Maciej Kędziorek żegna się z Lechem Poznań. Dotychczasowy asystent trenera Johna van den Broma otrzymał propozycję samodzielnego poprowadzenia drużyny w PKO BP Ekstraklasie i postanowił z niej skorzystać.
- 1 grudnia formalnie odchodzę z Kolejorza. Dostałem propozycję pracy w Radomiaku jako pierwszy trener. Bez wątpienia jest to dla mnie krok do przodu w mojej piłkarskiej przygodzie, bo wcześniej przez sześć lat pracowałem jako asystent, a zawsze marzyłem o tym, żeby być pierwszym szkoleniowcem. I teraz dostałem taką okazję. Chcę z niej skorzystać, bo wiem, że na kolejną mógłbym czekać długo, a czasu nie zatrzymam, młodszy już nie będę. Zaczynałem w niższych ligach, a teraz mogę poprowadzić drużynę w najwyższej klasie rozgrywkowej - mówi trener Maciej Kędziorek.
43-latek pracował przy Bułgarskiej przez blisko 2,5 roku. Trafił do sztabu szkoleniowego Kolejorza w czerwcu 2021 roku, został wtedy asystentem trenera Macieja Skorży. Rok później świętował z drużyną mistrzostwo Polski na stulecie klubu. Na kolejny sezon pozostał w sztabie tworzonym przez Johna van den Broma. Ówcześni mistrzowie kraju kapitalnie prezentowali się w europejskich pucharach, po raz pierwszy w historii lechici dotarli w nich do ćwierćfinału - była to Liga Konferencji Europy. W międzyczasie znalazł się na kursie UEFA Pro, co pozwoli mu na samodzielne prowadzenie drużyny w Ekstraklasie.

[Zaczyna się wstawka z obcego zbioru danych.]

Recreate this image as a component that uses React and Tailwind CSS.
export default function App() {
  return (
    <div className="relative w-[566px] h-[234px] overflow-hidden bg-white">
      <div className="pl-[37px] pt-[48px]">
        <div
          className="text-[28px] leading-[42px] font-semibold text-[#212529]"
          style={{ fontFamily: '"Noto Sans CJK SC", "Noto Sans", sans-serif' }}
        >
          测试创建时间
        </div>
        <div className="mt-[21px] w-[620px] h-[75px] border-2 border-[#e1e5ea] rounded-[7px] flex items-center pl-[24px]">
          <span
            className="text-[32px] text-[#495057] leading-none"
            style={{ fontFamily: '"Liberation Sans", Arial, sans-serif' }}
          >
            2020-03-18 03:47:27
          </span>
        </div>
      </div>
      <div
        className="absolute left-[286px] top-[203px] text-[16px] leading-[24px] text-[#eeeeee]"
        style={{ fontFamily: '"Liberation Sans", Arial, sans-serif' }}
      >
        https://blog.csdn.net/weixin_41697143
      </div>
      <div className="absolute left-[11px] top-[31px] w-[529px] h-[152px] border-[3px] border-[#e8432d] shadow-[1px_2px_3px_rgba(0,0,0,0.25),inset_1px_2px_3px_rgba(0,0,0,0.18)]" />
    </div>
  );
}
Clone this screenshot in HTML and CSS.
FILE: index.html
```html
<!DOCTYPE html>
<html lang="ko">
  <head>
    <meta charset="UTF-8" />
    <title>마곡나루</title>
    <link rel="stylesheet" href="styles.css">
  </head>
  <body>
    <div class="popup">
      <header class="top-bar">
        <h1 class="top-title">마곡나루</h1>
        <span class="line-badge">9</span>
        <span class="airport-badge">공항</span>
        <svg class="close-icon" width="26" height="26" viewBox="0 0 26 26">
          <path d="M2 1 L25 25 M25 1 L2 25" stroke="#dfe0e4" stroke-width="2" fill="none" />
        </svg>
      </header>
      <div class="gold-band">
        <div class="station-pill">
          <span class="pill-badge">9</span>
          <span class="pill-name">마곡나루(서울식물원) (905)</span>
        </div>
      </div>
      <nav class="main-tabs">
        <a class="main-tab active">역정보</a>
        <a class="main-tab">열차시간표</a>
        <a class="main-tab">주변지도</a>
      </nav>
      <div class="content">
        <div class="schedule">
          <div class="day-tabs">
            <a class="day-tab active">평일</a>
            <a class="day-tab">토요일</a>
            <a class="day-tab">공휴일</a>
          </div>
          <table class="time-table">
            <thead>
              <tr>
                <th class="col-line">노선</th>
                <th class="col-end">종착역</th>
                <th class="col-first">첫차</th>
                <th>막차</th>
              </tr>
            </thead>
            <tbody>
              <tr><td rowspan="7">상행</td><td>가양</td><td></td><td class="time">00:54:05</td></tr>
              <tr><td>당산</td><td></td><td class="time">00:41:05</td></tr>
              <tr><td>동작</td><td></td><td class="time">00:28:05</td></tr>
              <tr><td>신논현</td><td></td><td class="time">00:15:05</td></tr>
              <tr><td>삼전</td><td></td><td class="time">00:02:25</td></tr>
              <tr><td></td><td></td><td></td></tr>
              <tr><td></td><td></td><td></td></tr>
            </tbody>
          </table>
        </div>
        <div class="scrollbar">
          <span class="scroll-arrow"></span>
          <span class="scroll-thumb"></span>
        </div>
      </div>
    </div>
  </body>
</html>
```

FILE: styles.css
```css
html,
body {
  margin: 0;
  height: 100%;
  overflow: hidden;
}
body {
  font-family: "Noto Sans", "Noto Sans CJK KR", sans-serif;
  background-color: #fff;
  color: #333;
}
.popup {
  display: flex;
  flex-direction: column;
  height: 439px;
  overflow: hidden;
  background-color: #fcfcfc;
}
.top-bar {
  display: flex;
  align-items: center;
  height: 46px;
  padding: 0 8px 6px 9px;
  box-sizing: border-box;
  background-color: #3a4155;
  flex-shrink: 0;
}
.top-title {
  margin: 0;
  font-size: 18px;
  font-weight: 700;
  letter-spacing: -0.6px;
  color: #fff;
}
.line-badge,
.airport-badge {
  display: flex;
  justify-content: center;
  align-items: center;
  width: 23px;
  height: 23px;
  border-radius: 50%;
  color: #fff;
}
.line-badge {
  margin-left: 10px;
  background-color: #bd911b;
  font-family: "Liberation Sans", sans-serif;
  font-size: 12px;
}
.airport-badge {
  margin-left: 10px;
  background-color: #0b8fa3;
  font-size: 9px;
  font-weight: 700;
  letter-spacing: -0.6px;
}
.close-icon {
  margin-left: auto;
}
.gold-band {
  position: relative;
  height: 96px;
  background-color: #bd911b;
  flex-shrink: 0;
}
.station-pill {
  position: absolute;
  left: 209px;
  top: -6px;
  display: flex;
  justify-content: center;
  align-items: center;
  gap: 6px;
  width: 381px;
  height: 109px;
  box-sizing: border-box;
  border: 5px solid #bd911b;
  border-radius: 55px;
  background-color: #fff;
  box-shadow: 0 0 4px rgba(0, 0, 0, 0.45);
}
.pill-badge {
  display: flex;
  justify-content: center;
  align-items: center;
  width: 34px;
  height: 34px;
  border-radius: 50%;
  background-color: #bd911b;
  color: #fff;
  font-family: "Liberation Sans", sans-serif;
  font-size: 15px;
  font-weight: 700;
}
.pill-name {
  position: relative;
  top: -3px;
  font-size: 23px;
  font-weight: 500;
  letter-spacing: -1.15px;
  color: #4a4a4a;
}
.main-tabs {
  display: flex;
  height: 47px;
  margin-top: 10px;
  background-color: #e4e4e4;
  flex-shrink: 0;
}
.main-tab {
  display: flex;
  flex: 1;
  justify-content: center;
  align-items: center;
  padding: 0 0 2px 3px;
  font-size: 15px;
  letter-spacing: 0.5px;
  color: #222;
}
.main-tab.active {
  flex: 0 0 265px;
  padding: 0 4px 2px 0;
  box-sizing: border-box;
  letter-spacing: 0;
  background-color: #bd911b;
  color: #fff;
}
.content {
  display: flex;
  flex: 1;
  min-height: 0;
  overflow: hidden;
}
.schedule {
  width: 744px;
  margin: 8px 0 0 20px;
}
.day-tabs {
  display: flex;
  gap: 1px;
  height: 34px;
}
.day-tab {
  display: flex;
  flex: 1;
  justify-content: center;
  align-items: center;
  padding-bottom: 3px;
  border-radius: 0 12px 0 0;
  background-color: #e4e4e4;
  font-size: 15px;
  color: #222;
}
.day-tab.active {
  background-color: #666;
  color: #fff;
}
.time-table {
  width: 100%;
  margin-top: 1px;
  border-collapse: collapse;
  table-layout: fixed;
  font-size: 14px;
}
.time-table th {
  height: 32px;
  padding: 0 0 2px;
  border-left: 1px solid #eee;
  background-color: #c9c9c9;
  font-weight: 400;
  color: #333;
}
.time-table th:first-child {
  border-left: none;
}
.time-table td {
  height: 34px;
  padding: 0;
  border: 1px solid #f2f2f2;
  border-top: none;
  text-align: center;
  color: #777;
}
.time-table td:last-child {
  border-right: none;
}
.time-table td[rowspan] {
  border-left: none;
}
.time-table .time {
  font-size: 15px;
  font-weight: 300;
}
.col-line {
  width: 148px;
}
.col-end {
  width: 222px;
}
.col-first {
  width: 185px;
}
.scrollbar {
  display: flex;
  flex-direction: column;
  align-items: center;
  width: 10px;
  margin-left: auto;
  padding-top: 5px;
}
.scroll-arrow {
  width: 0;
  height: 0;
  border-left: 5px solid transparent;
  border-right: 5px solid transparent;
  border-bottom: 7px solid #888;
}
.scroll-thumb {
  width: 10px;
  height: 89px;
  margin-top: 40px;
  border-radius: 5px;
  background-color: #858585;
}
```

- Bardzo chciałbym podziękować wszystkim osobom związanym z KKS Lech Poznań za te wspaniałe 2,5 roku. Pełne przygód i kapitalnych momentów. Okraszone mistrzostwem Polski, a także fantastyczną przygodą pucharową z niesamowitymi meczami z Villarreal czy Bodø/Glimt. To wydarzenia, które złotymi zgłoskami wpisały się w historii klubu. Jestem dumny, że mogłem w nich uczestniczyć. Dziękuję, bo to będzie na zawsze ze mną i będę o tym pamiętał. Do zobaczenia na boiskach Ekstraklasy - podsumowuje Kędziorek.